北東アジア情勢に関する専門家の解説が、「人民日報海外版」(本日付、第8面特別欄)に掲載された。清華大学国際問題研究所の劉江永教授、国務院発展研究センター・朝鮮半島センターの李敦球主任、中国現代国際関係研究院の程玉潔研究員、中国社会科学院アジア太平洋所政治研究室の李文主任が解説を行った。
――北東アジアは世界で最も経済発展が急速な地域だ。北東アジアの経済は今後どのように発展していくか。アジア、さらにはアジア太平洋地域にどのような影響をもたらすか。
劉江永:日本と中韓の政治関係の「雪解け」にともない、中日・韓日の経済貿易関係の発展に向けた政治環境は改善され、3カ国の経済協力に促進作用をもたらすだろう。中国は日韓両国の最大の貿易相手国となり、中日韓の経済的な相互依存関係は引き続き深まるし、自由貿易区についての交渉の再開が期待され、エネルギー・金融・科学協力も強化されるだろう。中日韓経済の相互補完的な発展は、アジア経済の成長点、世界経済の推進力となるだろう。もちろん、北東アジア経済は原油高騰、国際金融市場の動揺、周辺安全保障などの厳しい試練を今も抱えており、環境、雇用、貧富の格差の拡大などの問題の解決が、今も中日韓の共通の課題となっている。

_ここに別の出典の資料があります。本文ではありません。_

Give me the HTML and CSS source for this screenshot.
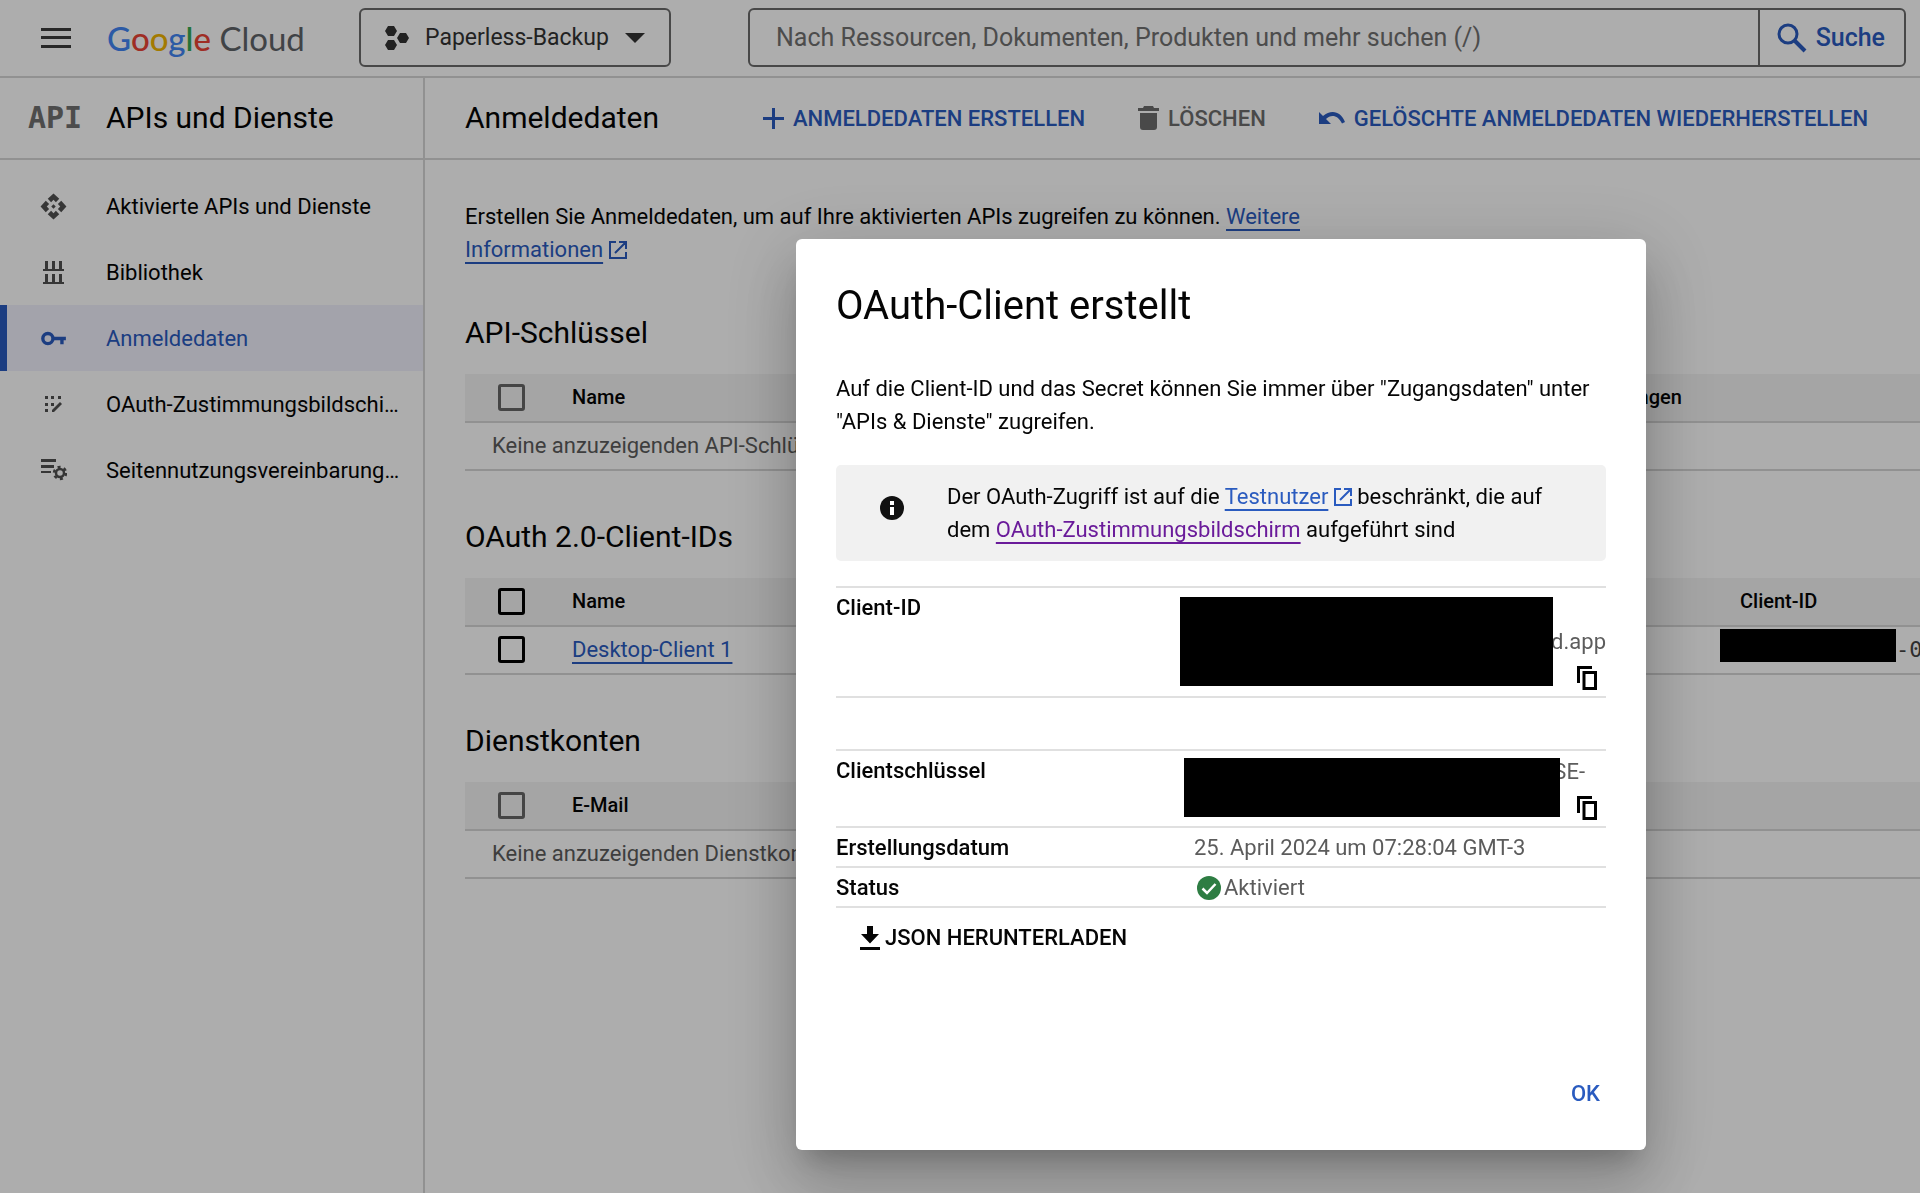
FILE: index.html
```html
<!DOCTYPE html>
<html lang="de">
<head>
<meta charset="utf-8">
<meta name="viewport" content="width=device-width, initial-scale=1">
<title>Anmeldedaten – APIs und Dienste – Google Cloud</title>
<link rel="stylesheet" href="styles.css">
</head>
<body>
<div class="app">
  <header class="topbar">
    <button class="icon-button menu-button" type="button" aria-label="Navigationsmenü">
      <svg width="30" height="20" viewBox="0 0 30 20" fill="currentColor"><path d="M0 0h30v3H0zM0 8h30v3H0zM0 17h30v3H0z"/></svg>
    </button>
    <a class="brand" href="#"><span class="b">G</span><span class="r">o</span><span class="y">o</span><span class="b">g</span><span class="g">l</span><span class="r">e</span> Cloud</a>
    <button class="project-picker" type="button">
      <svg width="24" height="24" viewBox="0 0 24 24" fill="currentColor"><path d="M3 0h6l3 5-3 5H3L0 5zM3 14h6l3 5-3 5H3l-3-5zM15 7h6l3 5-3 5h-6l-3-5z"/></svg>
      <span>Paperless-Backup</span>
      <svg width="20" height="10" viewBox="0 0 20 10" fill="currentColor"><path d="M0 0h20L10 10z"/></svg>
    </button>
    <form class="search" role="search">
      <input class="search-input" type="text" aria-label="Suche" placeholder="Nach Ressourcen, Dokumenten, Produkten und mehr suchen (/)">
      <button class="search-button" type="button">
        <svg width="30" height="30" viewBox="0 0 30 30" fill="none" stroke="currentColor" stroke-width="3"><circle cx="11" cy="11" r="9"/><path d="M17.500 17.500 28 28" stroke-width="4"/></svg>
        <span>Suche</span>
      </button>
    </form>
  </header>

  <div class="body">
    <aside class="sidebar">
      <div class="product">
        <span class="product-mark" aria-hidden="true">API</span>
        <span class="heading">APIs und Dienste</span>
      </div>
      <nav class="nav">
        <a class="nav-item" href="#">
          <svg width="27" height="27" viewBox="0 0 24 24" fill="currentColor"><path d="M14 12l-2 2-2-2 2-2 2 2zm-2-6l2.120 2.120 3-3L12 0.500 6.880 5.120l3 3L12 6zm-6 6l2.120-2.120-3-3L0.500 12l4.620 5.120 3-3L6 12zm12 0l-2.120 2.120 3 3L23.500 12l-4.620-5.120-3 3L18 12zm-6 6l-2.120-2.120-3 3L12 23.500l5.120-4.620-3-3L12 18z"/></svg>
          <span>Aktivierte APIs und Dienste</span>
        </a>
        <a class="nav-item" href="#">
          <svg width="27" height="27" viewBox="0 0 27 27" fill="currentColor"><path d="M5 2h3v8h4V2h3v8h4V2h3v8h2v2H3v-2h2zM5 15h3v8h4v-8h3v8h4v-8h3v8h2v2H3v-2h2z"/></svg>
          <span>Bibliothek</span>
        </a>
        <a class="nav-item is-active" href="#" aria-current="page">
          <svg width="27" height="27" viewBox="0 0 24 24" fill="none" stroke="currentColor" stroke-width="3"><circle cx="7" cy="12" r="4.500"/><path d="M11 12h12M19.500 12v5"/></svg>
          <span>Anmeldedaten</span>
        </a>
        <a class="nav-item" href="#">
          <svg width="27" height="27" viewBox="0 0 27 27" fill="currentColor"><path d="M5 5h3v3H5zM11 5h3v3h-3zM18 5h3v3h-3zM5 12h3v3H5zM11 12h3v3h-3zM5 18h3v3H5zM20 11l2 2-8 8h-2v-2z"/></svg>
          <span>OAuth-Zustimmungsbildschirm</span>
        </a>
        <a class="nav-item" href="#">
          <svg width="27" height="27" viewBox="0 0 27 27" fill="currentColor"><path d="M1 2h15v3H1zM1 8h13v3H1zM1 14h10v2H1z"/><g fill="none" stroke="currentColor"><circle cx="20" cy="16" r="4" stroke-width="2.500"/><circle cx="20" cy="16" r="6" stroke-width="2.500" stroke-dasharray="3 3.280"/></g></svg>
          <span>Seitennutzungsvereinbarungen</span>
        </a>
      </nav>
    </aside>

    <main class="main">
      <div class="page-header">
        <h1 class="heading page-title">Anmeldedaten</h1>
        <div class="actions">
          <button class="action" type="button">
            <svg width="21" height="21" viewBox="0 0 21 21" fill="currentColor"><path d="M9 0h3v9h9v3h-9v9H9v-9H0V9h9z"/></svg>
            ANMELDEDATEN ERSTELLEN
          </button>
          <button class="action is-muted" type="button">
            <svg width="21" height="24" viewBox="0 0 21 24" fill="currentColor"><path d="M6 0h9l1 2h5v3H0V2h5zM2 7h17v14q0 3-3 3H5q-3 0-3-3z"/></svg>
            LÖSCHEN
          </button>
          <button class="action" type="button">
            <svg width="26" height="14" viewBox="0 0 26 14" fill="currentColor"><path d="M0 1l4 4C12-2 22 0 26 11l-3 1.500C19 4 12 3 7 8l5 5H0z"/></svg>
            GELÖSCHTE ANMELDEDATEN WIEDERHERSTELLEN
          </button>
        </div>
      </div>

      <div class="content">
        <p class="intro">Erstellen Sie Anmeldedaten, um auf Ihre aktivierten APIs zugreifen zu können. <a class="link" href="#">Weitere Informationen</a> <svg class="external" width="18" height="18" viewBox="0 0 18 18" fill="none" stroke="currentColor" stroke-width="2"><path d="M7 1H1v16h16v-6M10 1h7v7M17 1 6 12"/></svg></p>

        <section class="group">
          <h2 class="heading">API-Schlüssel</h2>
          <table class="grid">
            <colgroup><col class="col-check"><col><col class="col-limits"></colgroup>
            <thead><tr><th><input class="check" type="checkbox" disabled aria-label="Alle API-Schlüssel auswählen"></th><th>Name</th><th>Einschränkungen</th></tr></thead>
            <tbody><tr><td class="empty" colspan="3">Keine anzuzeigenden API-Schlüssel</td></tr></tbody>
          </table>
        </section>

        <section class="group">
          <h2 class="heading">OAuth 2.0-Client-IDs</h2>
          <table class="grid">
            <colgroup><col class="col-check"><col><col class="col-id"></colgroup>
            <thead><tr><th><input class="check" type="checkbox" aria-label="Alle Clients auswählen"></th><th>Name</th><th class="id-head">Client-ID</th></tr></thead>
            <tbody><tr><td><input class="check" type="checkbox" aria-label="Desktop-Client 1 auswählen"></td><td><a class="link" href="#">Desktop-Client 1</a></td><td><div class="id-cell"><span class="id-mask"></span><span class="mono">-0</span></div></td></tr></tbody>
          </table>
        </section>

        <section class="group">
          <h2 class="heading">Dienstkonten</h2>
          <table class="grid">
            <colgroup><col class="col-check"><col></colgroup>
            <thead><tr><th><input class="check" type="checkbox" disabled aria-label="Alle Dienstkonten auswählen"></th><th>E-Mail</th></tr></thead>
            <tbody><tr><td class="empty" colspan="2">Keine anzuzeigenden Dienstkonten</td></tr></tbody>
          </table>
        </section>
      </div>
    </main>
  </div>
</div>

<div class="scrim">
  <div class="dialog" role="dialog" aria-modal="true" aria-labelledby="dialog-title">
    <h2 class="dialog-title" id="dialog-title">OAuth-Client erstellt</h2>
    <p class="dialog-text">Auf die Client-ID und das Secret können Sie immer über "Zugangsdaten" unter "APIs &amp; Dienste" zugreifen.</p>
    <div class="notice">
      <svg width="24" height="24" viewBox="0 0 24 24"><circle cx="12" cy="12" r="12" fill="#111"/><path d="M10 5h4v4h-4zM10 11h4v8h-4z" fill="#fff"/></svg>
      <p>Der OAuth-Zugriff ist auf die <a class="link" href="#">Testnutzer</a> <svg class="external" width="18" height="18" viewBox="0 0 18 18" fill="none" stroke="currentColor" stroke-width="2"><path d="M7 1H1v16h16v-6M10 1h7v7M17 1 6 12"/></svg> beschränkt, die auf dem <a class="link is-visited" href="#">OAuth-Zustimmungsbildschirm</a> aufgeführt sind</p>
    </div>

    <dl class="details is-single">
      <div class="detail is-id">
        <dt>Client-ID</dt>
        <dd><span class="mask"></span><span class="tail">d.app</span>
          <button class="icon-button copy" type="button" aria-label="Client-ID kopieren"><svg width="20" height="24" viewBox="0 0 20 24" fill="none" stroke="currentColor" stroke-width="3"><path d="M1.500 17V1.500H15"/><path d="M7 6.500h11.500v16H7z"/></svg></button>
        </dd>
      </div>
    </dl>
    <dl class="details">
      <div class="detail is-secret">
        <dt>Clientschlüssel</dt>
        <dd><span class="mask"></span><span class="tail">SE-</span>
          <button class="icon-button copy" type="button" aria-label="Clientschlüssel kopieren"><svg width="20" height="24" viewBox="0 0 20 24" fill="none" stroke="currentColor" stroke-width="3"><path d="M1.500 17V1.500H15"/><path d="M7 6.500h11.500v16H7z"/></svg></button>
        </dd>
      </div>
      <div class="detail"><dt>Erstellungsdatum</dt><dd>25. April 2024 um 07:28:04 GMT-3</dd></div>
      <div class="detail"><dt>Status</dt><dd class="status"><svg width="24" height="24" viewBox="0 0 24 24"><circle cx="12" cy="12" r="12" fill="#2e7d43"/><path d="M5.500 12.500l4.500 4.500 8.500-9" fill="none" stroke="#fff" stroke-width="2.500"/></svg>Aktiviert</dd></div>
    </dl>
    <button class="download" type="button">
      <svg width="20" height="24" viewBox="0 0 20 24" fill="currentColor"><path d="M7 0h6v8h6l-9 9.500L1 8h6zM0 21h20v3H0z"/></svg>
      JSON HERUNTERLADEN
    </button>
    <div class="dialog-actions"><button class="ok" type="button">OK</button></div>
  </div>
</div>
</body>
</html>
```
FILE: styles.css
```css
* { box-sizing: border-box; }

:root {
  --ink: #050505;
  --grey: #5c5c5c;
  --blue: #2a5bbf;
  --line: #d6d6d6;
}

body {
  margin: 0;
  background: #fff;
  color: var(--ink);
  font: 22px/33px Roboto, "Liberation Sans", sans-serif;
  overflow: hidden;
}

h1, h2, p, dl, dd { margin: 0; }

svg { flex: none; display: block; }

button, input { font: inherit; color: inherit; }

button {
  margin: 0;
  padding: 0;
  border: 0;
  background: none;
  cursor: pointer;
}

.app {
  display: flex;
  flex-direction: column;
  min-height: 100vh;
}

.heading {
  font-size: 30px;
  line-height: 40px;
  font-weight: 400;
}

.link {
  color: var(--blue);
  text-decoration: underline;
  text-decoration-thickness: 2px;
  text-underline-offset: 5px;
  text-decoration-skip-ink: none;
}

.link.is-visited { color: #6a1b9a; }

.external {
  display: inline-block;
  vertical-align: -2px;
  color: var(--blue);
}

/* Top bar */

.topbar {
  display: flex;
  align-items: center;
  height: 78px;
  padding: 0 14px 1px 41px;
  border-bottom: 2px solid var(--line);
}

.menu-button { color: #3c3c3c; }

.brand {
  width: 251px;
  padding-left: 36px;
  flex: none;
  color: #5f6368;
  font: 33px/44px Lato, sans-serif;
  text-decoration: none;
  white-space: nowrap;
}

.brand .b { color: #4285f4; }
.brand .r { color: #ea4335; }
.brand .y { color: #f0b400; }
.brand .g { color: #34a853; }

.brand span { font-weight: 500; }

.project-picker {
  display: flex;
  align-items: center;
  gap: 16px;
  flex: none;
  width: 312px;
  height: 59px;
  margin: 0 77px 0 37px;
  padding: 0 24px;
  border: 2px solid #6a6a6a;
  border-radius: 6px;
  color: #333;
  font-size: 23px;
  white-space: nowrap;
}

.search {
  display: flex;
  flex: 1;
  height: 59px;
  border: 2px solid #6a6a6a;
  border-radius: 6px;
}

.search-input {
  flex: 1;
  min-width: 0;
  padding: 0 26px;
  border: 0;
  outline: 0;
  background: none;
  font-size: 25px;
}

.search-input::placeholder { color: #707070; opacity: 1; }

.search-button {
  display: flex;
  align-items: center;
  gap: 9px;
  padding: 0 19px 0 17px;
  border-left: 2px solid #6a6a6a;
  color: var(--blue);
  font-size: 25px;
  font-weight: 500;
}

/* Sidebar */

.body {
  display: flex;
  flex: 1;
}

.sidebar {
  flex: none;
  width: 425px;
  border-right: 2px solid var(--line);
}

.product {
  display: flex;
  align-items: center;
  height: 82px;
  padding-left: 28px;
  border-bottom: 2px solid var(--line);
}

.product-mark {
  width: 78px;
  color: #707070;
  font: 700 30px/40px "DejaVu Sans Mono", monospace;
}

.nav { padding-top: 13px; }

.nav-item {
  display: flex;
  align-items: center;
  gap: 39px;
  height: 66px;
  padding: 0 22px 0 33px;
  border-left: 7px solid transparent;
  color: var(--ink);
  text-decoration: none;
}

.nav-item svg { color: #505050; }

.nav-item span {
  overflow: hidden;
  text-overflow: ellipsis;
  white-space: nowrap;
}

.nav-item.is-active {
  background: #f0f0fd;
  border-left-color: var(--blue);
  color: var(--blue);
}

.nav-item.is-active svg { color: var(--blue); }

/* Page */

.main {
  flex: 1;
  min-width: 0;
}

.page-header {
  display: flex;
  align-items: center;
  height: 82px;
  padding-left: 40px;
  border-bottom: 2px solid var(--line);
}

.page-title { width: 298px; }

.actions { display: flex; gap: 53px; }

.action {
  display: flex;
  align-items: center;
  gap: 9px;
  color: var(--blue);
  font-weight: 500;
  white-space: nowrap;
}

.action.is-muted { color: #6c6c6c; }

.content { padding: 40px 0 0 40px; }

.intro {
  max-width: 845px;
  margin-bottom: 1px;
}

.group { padding-top: 46px; }

.group .heading { margin-bottom: 21px; }

.grid {
  width: 100%;
  table-layout: fixed;
  border-collapse: collapse;
}

.col-check { width: 107px; }
.col-limits { width: 392px; }
.col-id { width: 200px; }

.grid th,
.grid td {
  height: 48px;
  padding: 0;
  border-bottom: 2px solid var(--line);
  text-align: left;
  white-space: nowrap;
}

.grid td { padding-bottom: 2px; }

.grid th {
  background: #f4f4f4;
  font-size: 20px;
  font-weight: 500;
}

.grid .empty {
  padding-left: 27px;
  color: var(--grey);
}

.grid .id-head { padding-left: 20px; }

.check {
  appearance: none;
  display: block;
  width: 27px;
  height: 27px;
  margin: 0 0 0 33px;
  border: 3px solid #000;
  border-radius: 3px;
}

.check:disabled { border-color: #666; }

.id-cell {
  display: flex;
  align-items: center;
  height: 40px;
  overflow: hidden;
}

.id-mask {
  flex: none;
  align-self: flex-start;
  width: 176px;
  height: 33px;
  background: #000;
}

.mono {
  color: #444;
  font: 22px/33px "DejaVu Sans Mono", monospace;
}

/* Dialog */

.scrim {
  position: fixed;
  inset: 0;
  display: flex;
  justify-content: flex-end;
  align-items: flex-start;
  padding: 239px 274px 0 0;
  background: rgba(0, 0, 0, .32);
}

.dialog {
  display: flex;
  flex-direction: column;
  width: 850px;
  min-height: 911px;
  padding: 40px;
  border-radius: 6px;
  background: #fff;
  box-shadow: 0 18px 24px -11px rgba(0, 0, 0, .2),
    0 38px 60px 5px rgba(0, 0, 0, .14),
    0 14px 74px 13px rgba(0, 0, 0, .12);
}

.dialog-title {
  font-size: 40px;
  line-height: 54px;
  font-weight: 400;
}

.dialog-text { margin-top: 39px; }

.notice {
  display: flex;
  gap: 43px;
  margin-top: 27px;
  padding: 15px 44px;
  border-radius: 5px;
  background: #f1f1f1;
}

.notice > svg { margin-top: 16px; }

.details { border-top: 2px solid #e0e0e0; }

.details.is-single { margin: 25px 0 51px; }

.detail {
  display: flex;
  padding: 3px 0 2px;
  border-bottom: 2px solid #e0e0e0;
}

.detail dt {
  flex: none;
  width: 358px;
  font-weight: 500;
}

.detail dd {
  position: relative;
  flex: 1;
  color: var(--grey);
}

.detail.is-id { height: 110px; }

.detail.is-secret { height: 77px; }

.is-id dd,
.is-secret dd {
  display: flex;
  flex-direction: column;
  align-items: flex-end;
  justify-content: flex-end;
}

.is-secret .tail { padding-right: 21px; }

.mask {
  position: absolute;
  background: #000;
}

.is-id .mask {
  top: 6px;
  left: -14px;
  width: 373px;
  height: 89px;
}

.is-secret .mask {
  top: 4px;
  left: -10px;
  width: 376px;
  height: 59px;
}

.copy {
  margin: 8px 9px 4px 0;
  color: #000;
}

.status {
  display: flex;
  align-items: center;
  gap: 3px;
  padding-left: 3px;
}

.download {
  display: flex;
  align-items: center;
  gap: 5px;
  margin: 13px 0 0 24px;
  font-weight: 500;
}

.dialog-actions {
  display: flex;
  justify-content: flex-end;
  margin-top: auto;
}

.ok {
  padding: 0 6px;
  color: var(--blue);
  font-weight: 500;
}
```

程玉潔:欧州や中南米はすでに協力体制を構築したが、世界で最も経済成長の急速な北東アジアには、地域的な経済協力体制がいまだ形成されていない。長年来、北東アジア諸国は地域経済協力の積極的な模索と努力を続けており、協力を通じて自国および地域の発展と安定を共同促進し、協力体制を構築することが、すでに北東アジア地域の経済発展の必然的なすう勢となっている。だが、この目標を実現するためには、域内の関係各国がまず協力を強化し、相互補完を強化し、相互格差を縮小して、地域経済協力体制の早期構築に向けた環境を整える必要がある。
李敦球:北東アジアは確かに、世界で最も経済成長の急速な地域の1つだ。中国は国民総生産(GNP)で世界第4位、日本は第2位、韓国は第10位と、いずれも世界の経済大国であり、しかも急速な成長を維持している。だが、この地域には問題も少なくない。地域の安全協力と経済協力には次々と困難が重なり、2国間貿易競争は日増しに激化し、貿易摩擦は日増しに顕在化している。これらの問題は地域経済の持続的な成長に深刻な影響をもたらすだろう。したがって、安全協力と経済協力をいかに実施するかが、域内国の指導者の当面の重要課題となってくる。